China asks Didi to delist from US on security fears: Report
SHANGHAI: Chinese regulators have asked top executives of
ride hailing giant Didi Global to devise a plan to delist from US bourses on
data security fears, Bloomberg News reported.
China's tech watchdog wants the management to take the
company off the New York Stock Exchange on concerns about leakage of sensitive
data, the report said, citing people familiar with the matter.
Didi and the Cyberspace Administration of China (CAC) did
not respond to Reuters requests for a comment. Shares in SoftBank Group Corp,
which has a minority stake in Didi, fell more than 5 per cent.
Proposals under consideration include a straight up
privatisation or a share float in Hong Kong followed by a delisting from the
United States, according to the news report.
If the privatisation proceeds, shareholders would likely be offered at least the US$14 per share initial public offering (IPO) price, since a lower offer so soon after the June IPO could prompt lawsuits or shareholder resistance, the report said, citing sources.
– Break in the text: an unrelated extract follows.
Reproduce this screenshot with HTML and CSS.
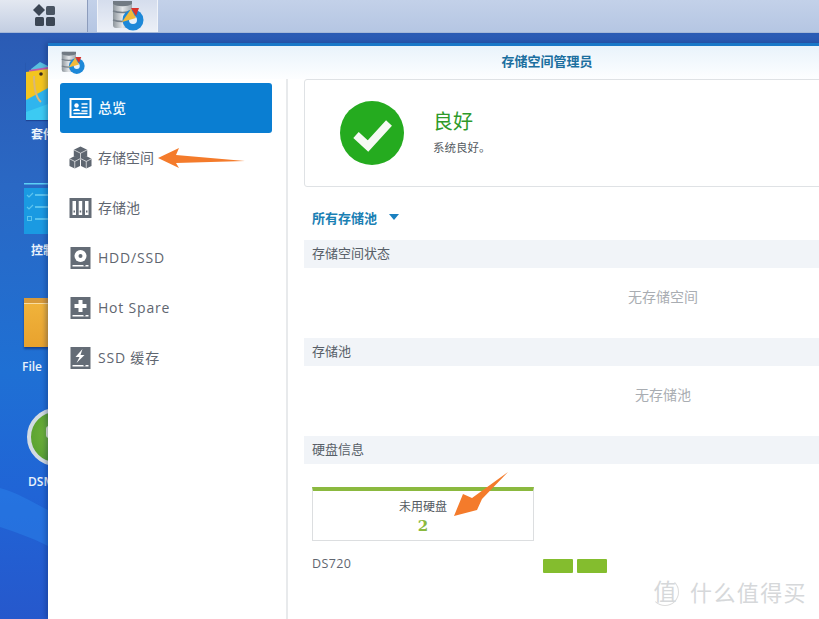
FILE: index.html
```html
<!DOCTYPE html>
<html lang="zh">
<head>
<meta charset="utf-8">
<title>存储空间管理员</title>
<link rel="stylesheet" href="styles.css">
</head>
<body>
<div class="desktop">
  <svg class="wave" viewBox="0 0 48 619" width="48" height="619"><path d="M0 488C16 492 32 502 48 510V546C32 538 16 532 0 527Z" fill="#2a82ea" opacity=".5"/></svg>
  <header class="taskbar">
    <div class="home-btn">
      <svg viewBox="0 0 24 24" width="24" height="24"><path d="M7 0l6 6-6 6-6-6z" fill="#3c4654"/><rect x="14" y="2" width="9" height="9" rx="1.500" fill="#4a5563"/><rect x="3" y="13" width="9" height="9" rx="1.500" fill="#3c4654"/><rect x="14" y="13" width="9" height="9" rx="1.500" fill="#3c4654"/></svg>
    </div>
    <div class="tab">
      <svg viewBox="0 0 32 32" width="32" height="32"><use href="#appicon"/></svg>
    </div>
  </header>

  <svg class="hidden-defs" width="0" height="0">
    <defs>
      <linearGradient id="stack" x1="0" x2="1" y1="0" y2="0"><stop offset="0" stop-color="#8d959c"/><stop offset=".5" stop-color="#e4e7ea"/><stop offset="1" stop-color="#a0a7ae"/></linearGradient>
      <g id="appicon">
        <rect x="1" y="1" width="19" height="27" rx="3" fill="url(#stack)"/>
        <path d="M1 4C5 7 16 7 20 4V1H1Z" fill="#717a83"/>
        <path d="M1 11c5 2 14 2 19 0M1 20c5 2 14 2 19 0" stroke="#77808a" stroke-width="1.500" fill="none"/>
        <circle cx="21" cy="20" r="10.500" fill="#1d88d8"/>
        <circle cx="21" cy="20" r="4" fill="#e6f1fa"/>
        <path d="M10 22L19 9L24 18Z" fill="#f2b93b"/>
        <path d="M19 8H27L24 16Z" fill="#d8332c"/>
      </g>
    </defs>
  </svg>

  <div class="desk-icon pkg">
    <svg viewBox="0 0 22 58" width="22" height="58"><path d="M5 7L14 0L22 4V12H5Z" fill="#58c0df"/><path d="M3 8L22 5V12H3Z" fill="#c05aa8"/><path d="M0 10L22 7V58H0Z" fill="#f3c51f"/><path d="M0 38L22 26V58H0Z" fill="#2fb5ee"/><path d="M0 50L22 42V58H0Z" fill="#3ccaf2"/><path d="M15 40C9 35 8 22 8 14" fill="none" stroke="#d8b77a" stroke-width="2"/><circle cx="15" cy="12" r="1.800" fill="#3a2a20"/></svg>
    <span class="desk-label">套件</span>
  </div>
  <div class="desk-icon ctl">
    <svg class="ctl-img" viewBox="0 0 30 51" width="30" height="51"><rect width="30" height="1.500" fill="#5cd0f5"/><rect y="5" width="30" height="46" fill="#1a9ae2"/><path d="M3 12l2 2 4-4M3 24l2 2 4-4" fill="none" stroke="#5cc4ee" stroke-width="1.200"/><rect x="3.500" y="33.500" width="4" height="4" fill="none" stroke="#5cc4ee"/><path d="M11 12h19M11 24h19M11 36h19" stroke="#6fd0f2" stroke-width="1.500"/></svg>
    <span class="desk-label">控制</span>
  </div>
  <div class="desk-icon file">
    <div class="folder"></div>
    <span class="desk-label">File</span>
  </div>
  <div class="desk-icon dsm">
    <div class="dsm-ring"><b></b></div>
    <span class="desk-label">DSM</span>
  </div>

  <section class="window">
    <div class="titlebar">
      <svg class="title-icon" viewBox="0 0 32 32" width="24" height="24"><use href="#appicon"/></svg>
      <h1 class="title">存储空间管理员</h1>
    </div>
    <div class="body">
      <nav class="sidebar">
        <a class="nav-item active">
          <svg class="nav-icon" viewBox="0 0 22 20" width="22" height="20"><rect x="1" y="1" width="20" height="18" fill="none" stroke="#fff" stroke-width="2"/><circle cx="7" cy="7.500" r="2.200" fill="#fff"/><path d="M3.500 13c0-3 7-3 7 0z" fill="#fff"/><path d="M12 6h6M12 9.500h6M12 13h6M4 15.500h14" stroke="#fff" stroke-width="1.500"/></svg>
          <span>总览</span>
        </a>
        <a class="nav-item">
          <svg class="nav-icon" viewBox="0 0 24 24" width="24" height="24"><path d="M12 0l7 3.500v6.500l-7 3.500-7-3.500V3.500z" fill="#5e6670"/><path d="M6 10l5.500 2.800v7.500L6 23 .5 20.300v-7.500z" fill="#5e6670"/><path d="M18 10l5.500 2.800v7.500L18 23l-5.500-2.700v-7.500z" fill="#5e6670"/><path d="M5 3.500l7 3.500 7-3.500M12 7v6M.5 12.800L6 15.600l5.500-2.800M6 15.600V23M12.500 12.800l5.500 2.800 5.500-2.800M18 15.600V23" fill="none" stroke="#fff" stroke-width=".7"/></svg>
          <span>存储空间</span>
        </a>
        <a class="nav-item">
          <svg class="nav-icon" viewBox="0 0 22 20" width="22" height="20"><rect width="22" height="20" fill="#646c76"/><path d="M3 3h3.500v14H3zM9.200 3h3.500v14H9.200zM15.500 3H19v14h-3.500z" fill="#fff"/><path d="M4 12.500h1.500v2H4zM10.200 12.500h1.500v2h-1.500zM16.500 12.500H18v2h-1.500z" fill="#646c76"/></svg>
          <span>存储池</span>
        </a>
        <a class="nav-item">
          <svg class="nav-icon" viewBox="0 0 20 22" width="20" height="22"><rect width="20" height="22" fill="#646c76"/><circle cx="10" cy="9" r="6" fill="#fff"/><circle cx="10" cy="9" r="2" fill="#646c76"/><rect x="2" y="18" width="16" height="1.500" fill="#fff"/><rect x="13" y="18" width="2" height="1.500" fill="#646c76"/></svg>
          <span class="latin">HDD/SSD</span>
        </a>
        <a class="nav-item">
          <svg class="nav-icon" viewBox="0 0 20 22" width="20" height="22"><rect width="20" height="22" fill="#646c76"/><path d="M8 3h4v4h4v4h-4v4H8v-4H4V7h4z" fill="#fff"/><rect x="2" y="18" width="16" height="1.500" fill="#fff"/><rect x="13" y="18" width="2" height="1.500" fill="#646c76"/></svg>
          <span class="latin">Hot Spare</span>
        </a>
        <a class="nav-item">
          <svg class="nav-icon" viewBox="0 0 20 22" width="20" height="22"><rect width="20" height="22" fill="#646c76"/><path d="M12 2L5 10h4l-3 6 8-8h-4z" fill="#fff"/><rect x="2" y="18" width="16" height="1.500" fill="#fff"/><rect x="13" y="18" width="2" height="1.500" fill="#646c76"/></svg>
          <span class="latin">SSD 缓存</span>
        </a>
      </nav>
      <main class="content">
        <div class="status-card">
          <svg class="status-icon" viewBox="0 0 64 64" width="64" height="64"><circle cx="32" cy="32" r="32" fill="#25ab1f"/><path d="M16 34l12 11 21-23" fill="none" stroke="#f6faf4" stroke-width="8"/></svg>
          <div class="status-text">
            <div class="status-title">良好</div>
            <div class="status-sub">系统良好。</div>
          </div>
        </div>
        <div class="filter">所有存储池<span class="caret"></span></div>
        <div class="section-head">存储空间状态</div>
        <div class="empty">无存储空间</div>
        <div class="section-head">存储池</div>
        <div class="empty">无存储池</div>
        <div class="section-head">硬盘信息</div>
        <div class="disk-tile">
          <div class="tile-label">未用硬盘</div>
          <div class="tile-num">2</div>
        </div>
        <div class="device">
          <span class="device-name">DS720</span>
          <div class="bays"><i></i><i></i></div>
        </div>
      </main>
    </div>
  </section>

  <svg class="arrow arrow-a" viewBox="0 0 90 34" width="90" height="34"><path d="M1 15L22 5L19 12L88 18L19 20L22 25Z" fill="#f47b2b"/></svg>
  <svg class="arrow arrow-b" viewBox="0 0 60 50" width="60" height="50"><path d="M55 2L29 29L24 40L1 46L10 24L19 28Z" fill="#f47b2b"/></svg>

  <div class="watermark">
    <span class="wm-badge">值</span>
    <span class="wm-text">什么值得买</span>
  </div>
</div>
</body>
</html>
```
FILE: styles.css
```css
* { box-sizing: border-box; }
html, body { margin: 0; padding: 0; }
body {
  width: 819px;
  height: 619px;
  overflow: hidden;
  font-family: "Open Sans", "Noto Sans CJK SC", sans-serif;
}
.desktop {
  position: relative;
  width: 819px;
  height: 619px;
  overflow: hidden;
  background: linear-gradient(180deg, #2b5bb4 5%, #2a68c4 30%, #1f70d4 60%, #2064d6 80%, #2658cc 100%);
}
.wave { position: absolute; left: 0; top: 0; }
.hidden-defs { position: absolute; }

.taskbar {
  display: flex;
  height: 33px;
  background: linear-gradient(180deg, #c3d1e9, #b5c6e3);
  border-bottom: 1px solid #a5b8d8;
}
.home-btn {
  width: 88px;
  display: flex;
  align-items: center;
  padding-left: 32px;
  background: linear-gradient(180deg, #e3e8f1, #c3cee2);
  border-right: 1px solid #8c9cbc;
}
.tab {
  margin-left: 9px;
  width: 61px;
  display: flex;
  align-items: flex-start;
  justify-content: center;
  background: linear-gradient(180deg, #d5dded, #ecf0f7);
  border-left: 1px solid #f1f4f9;
  border-right: 1px solid #f1f4f9;
}

.desk-icon { position: absolute; display: flex; flex-direction: column; }
.desk-label { color: #e9f2fb; font-size: 12px; line-height: 16px; font-weight: 600; white-space: nowrap; }
.pkg { left: 26px; top: 62px; width: 40px; }
.pkg svg { display: block; margin-bottom: 7px; box-shadow: 0 1px 1px rgba(0, 0, 60, .3); }
.pkg .desk-label { margin-left: 5px; }
.ctl { left: 24px; top: 183px; }
.ctl-img { display: block; margin-bottom: 9px; }
.ctl .desk-label { margin-left: 7px; }
.file { left: 24px; top: 298px; }
.folder {
  width: 30px;
  height: 49px;
  background: linear-gradient(180deg, #f0b33b, #e8a22e);
  border-top: 5px solid #d79a3a;
  box-shadow: inset 0 1px 0 #f8dca0, 0 2px 2px rgba(0, 0, 60, .4);
  margin-bottom: 12px;
}
.file .desk-label { margin-left: -2px; }
.dsm { left: 27px; top: 408px; }
.dsm-ring {
  position: relative;
  width: 58px;
  height: 58px;
  border-radius: 50%;
  background: radial-gradient(circle at 50% 45%, #78b83e, #4f9a2c);
  border: 4px solid #d3dbe2;
  margin-bottom: 8px;
}
.dsm-ring b { position: absolute; left: 15px; top: 14px; width: 6px; height: 12px; border-radius: 3px 0 0 3px; background: #e8edd8; }
.dsm .desk-label { margin-left: 1px; }

.window {
  position: absolute;
  left: 48px;
  top: 43px;
  width: 998px;
  height: 576px;
  background: #fff;
  border-top: 3px solid #1a78c8;
  box-shadow: -2px 0 5px rgba(10, 30, 80, .35);
}
.titlebar {
  position: relative;
  height: 33px;
  display: flex;
  align-items: flex-start;
  justify-content: center;
  background: linear-gradient(180deg, #e9f3fb, #fdfeff);
}
.title-icon { position: absolute; left: 13px; top: 5px; }
.title {
  margin: 0;
  font-size: 13px;
  font-weight: 700;
  color: #1b6f9f;
  line-height: 30px;
}
.body { display: flex; height: 540px; }
.sidebar {
  width: 240px;
  flex: none;
  padding: 4px 14px 0 12px;
  border-right: 2px solid #e8eaec;
  display: flex;
  flex-direction: column;
}
.nav-item {
  height: 50px;
  display: flex;
  align-items: center;
  padding-left: 9px;
  gap: 6px;
  font-size: 14px;
  color: #5f6670;
  border-radius: 3px;
}
.nav-item span { line-height: 20px; margin-top: -1px; }
.nav-item .latin { letter-spacing: .8px; }
.nav-item.active { background: #0a7ed2; color: #f1f9fd; font-weight: 500; }
.nav-icon { flex: none; width: 23px; }
.content { flex: 1; padding: 0 24px 0 16px; min-width: 0; }
.status-card {
  height: 108px;
  display: flex;
  align-items: center;
  padding-left: 35px;
  border: 1px solid #dfe2e5;
  border-radius: 3px;
}
.status-icon { flex: none; margin-top: -1px; }
.status-text { margin: -2px 0 0 29px; }
.status-title { font-size: 20px; line-height: 28px; color: #2e9a2a; }
.status-sub { font-size: 11.500px; line-height: 18px; color: #555b62; margin-top: 3px; }
.filter {
  display: flex;
  align-items: center;
  height: 26px;
  margin: 17px 0 10px;
  padding-left: 8px;
  font-size: 13px;
  font-weight: 700;
  color: #1a80b4;
}
.caret {
  width: 0;
  height: 0;
  margin: 0 0 0 12px;
  border: 5.500px solid transparent;
  border-bottom: 0;
  border-top: 6px solid #1a80c0;
}
.section-head {
  height: 28px;
  margin-top: 8px;
  padding-left: 8px;
  font-size: 13px;
  line-height: 26px;
  color: #585f68;
  background: #f1f4f8;
}
.empty { height: 62px; font-size: 14px; line-height: 58px; color: #a9adb2; text-align: center; }
.disk-tile {
  width: 222px;
  height: 54px;
  margin: 23px 0 0 8px;
  border: 1px solid #dcdee0;
  border-top: 4px solid #8bb93f;
  text-align: center;
}
.tile-label { font-size: 12px; line-height: 16px; margin-top: 8px; color: #555b62; }
.tile-num { font-family: "DejaVu Serif", "Liberation Serif", serif; font-weight: 700; font-size: 15px; line-height: 20px; margin-top: 1px; color: #8ab93e; }
.device {
  display: flex;
  align-items: flex-start;
  margin: 18px 0 0 8px;
  height: 14px;
}
.device-name { width: 231px; font-size: 12.500px; line-height: 10px; letter-spacing: .4px; color: #5f6670; }
.bays { display: flex; gap: 4px; }
.bays i { display: block; width: 30px; height: 14px; background: #84bd2e; border-radius: 1px; }

.arrow { position: absolute; }
.arrow-a { left: 157px; top: 143px; }
.arrow-b { left: 453px; top: 470px; }

.watermark {
  position: absolute;
  left: 651px;
  top: 577px;
  display: flex;
  align-items: center;
  gap: 11px;
  color: #d6d8da;
}
.wm-badge {
  width: 28px;
  height: 28px;
  border: 1px solid transparent;
  border-right-color: #dcdcdc;
  border-bottom-color: #dcdcdc;
  border-radius: 50%;
  font-size: 23px;
  line-height: 25px;
  text-align: center;
}
.wm-text { font-size: 22px; line-height: 30px; letter-spacing: 1.400px; white-space: nowrap; }
```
Didi ran afoul of Chinese authorities when it pressed ahead
with its New York listing in June, even though the regulator had urged the
company to put it on hold while a cybersecurity review of its data practices
was conducted, sources have told Reuters.
Soon after, the CAC launched an investigation into Didi over
its collection and use of personal data. It said data had been collected
illegally and ordered app stores to remove 25 mobile apps operated by Didi.
Didi responded at the time by saying it had stopped
registering new users and would make changes to comply with rules on national
security and personal data protection, and would protect users' rights.